Sabido es que toda tentativa revolucionaria o de trasformación radical topa con esa cuestión, y por ello el potencial transformador de la clase obrera, por ejemplo, no ha dependido tanto de su condición alienante cuanto de su capacidad de autocreación en tanto que clase y elemento actuante en el seno de una sociedad capitalista: «en los países europeos, el movimiento obrero se autocreó; pero esto fue posible gracias a la herencia, a la tradición del movimiento democrático presente en la historia de estos países, a la orientación ofrecida por el proyecto social-histórico de autonomía nacido en el seno del mundo europeo.

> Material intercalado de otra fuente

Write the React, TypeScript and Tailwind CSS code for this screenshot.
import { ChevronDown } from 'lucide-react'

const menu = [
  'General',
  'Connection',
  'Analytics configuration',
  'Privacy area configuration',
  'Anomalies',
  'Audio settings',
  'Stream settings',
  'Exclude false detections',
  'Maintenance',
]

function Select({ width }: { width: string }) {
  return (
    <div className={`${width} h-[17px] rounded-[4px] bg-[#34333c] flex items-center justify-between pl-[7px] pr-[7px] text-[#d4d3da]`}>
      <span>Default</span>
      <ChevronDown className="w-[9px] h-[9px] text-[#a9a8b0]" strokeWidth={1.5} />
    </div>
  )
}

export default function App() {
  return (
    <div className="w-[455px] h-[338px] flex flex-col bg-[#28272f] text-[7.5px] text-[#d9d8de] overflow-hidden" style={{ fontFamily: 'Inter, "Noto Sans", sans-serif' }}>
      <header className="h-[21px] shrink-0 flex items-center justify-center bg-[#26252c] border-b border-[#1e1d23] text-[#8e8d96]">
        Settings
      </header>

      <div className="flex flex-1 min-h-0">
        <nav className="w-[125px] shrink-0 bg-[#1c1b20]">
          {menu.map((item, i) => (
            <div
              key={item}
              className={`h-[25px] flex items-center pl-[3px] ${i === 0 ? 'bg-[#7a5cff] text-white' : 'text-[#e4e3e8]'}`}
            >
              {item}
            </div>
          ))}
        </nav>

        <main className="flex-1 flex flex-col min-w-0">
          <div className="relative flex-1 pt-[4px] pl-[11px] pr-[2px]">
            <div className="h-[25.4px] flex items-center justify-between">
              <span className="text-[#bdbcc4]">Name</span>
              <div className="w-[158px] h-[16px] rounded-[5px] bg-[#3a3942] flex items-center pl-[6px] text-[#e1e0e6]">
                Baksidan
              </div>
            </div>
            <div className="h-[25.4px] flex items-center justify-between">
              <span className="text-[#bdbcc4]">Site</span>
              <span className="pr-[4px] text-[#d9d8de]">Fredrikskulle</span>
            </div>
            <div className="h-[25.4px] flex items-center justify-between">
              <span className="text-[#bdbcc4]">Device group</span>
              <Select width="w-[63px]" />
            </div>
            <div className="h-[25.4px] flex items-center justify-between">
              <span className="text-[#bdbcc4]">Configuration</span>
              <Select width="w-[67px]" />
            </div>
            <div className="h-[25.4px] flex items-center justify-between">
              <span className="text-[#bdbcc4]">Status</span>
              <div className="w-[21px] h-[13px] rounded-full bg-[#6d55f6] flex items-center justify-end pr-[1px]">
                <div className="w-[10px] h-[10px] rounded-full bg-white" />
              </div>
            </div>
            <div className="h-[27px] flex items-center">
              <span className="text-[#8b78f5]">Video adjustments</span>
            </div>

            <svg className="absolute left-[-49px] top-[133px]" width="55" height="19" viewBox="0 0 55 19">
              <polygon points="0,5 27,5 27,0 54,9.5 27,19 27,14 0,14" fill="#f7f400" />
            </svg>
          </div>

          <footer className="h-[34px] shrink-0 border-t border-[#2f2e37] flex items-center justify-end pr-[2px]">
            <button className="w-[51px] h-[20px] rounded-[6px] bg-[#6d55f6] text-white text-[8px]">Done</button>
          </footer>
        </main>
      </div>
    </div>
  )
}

Es, por tanto, perfectamente comprensible que, antes de la degeneración burocrática (socialdemócrata o bolchevique), el movimiento obrero crease instituciones de carácter profundamente democrático, algunas de las cuales dejaban atrás las formas del movimiento democrático burgués y resucitaban principios, olvidados hacía ya mucho tiempo, enraizados en las instituciones de la Grecia antigua, como la rotación de los representantes en los sindicatos británicos del primer periodo; la importancia de las asambleas generales soberanas de todos los interesados y la revocabilidad permanente de los representantes introducida en la Comuna de París y reanimada o redescubierta siempre que los obreros formaron órganos autónomos, como los Consejos (tal como sucedió de nuevo en Hungría en 1956)». ("Herencia y revolución", 1996). De manera que disuelto el mistificado horizonte utópico que prefigura el futuro, cabe entender este futuro como «ese despliegue siempre imprevisible y siempre creador en cuya formación podemos participar, mediante el trabajo y la lucha, a favor y en contra».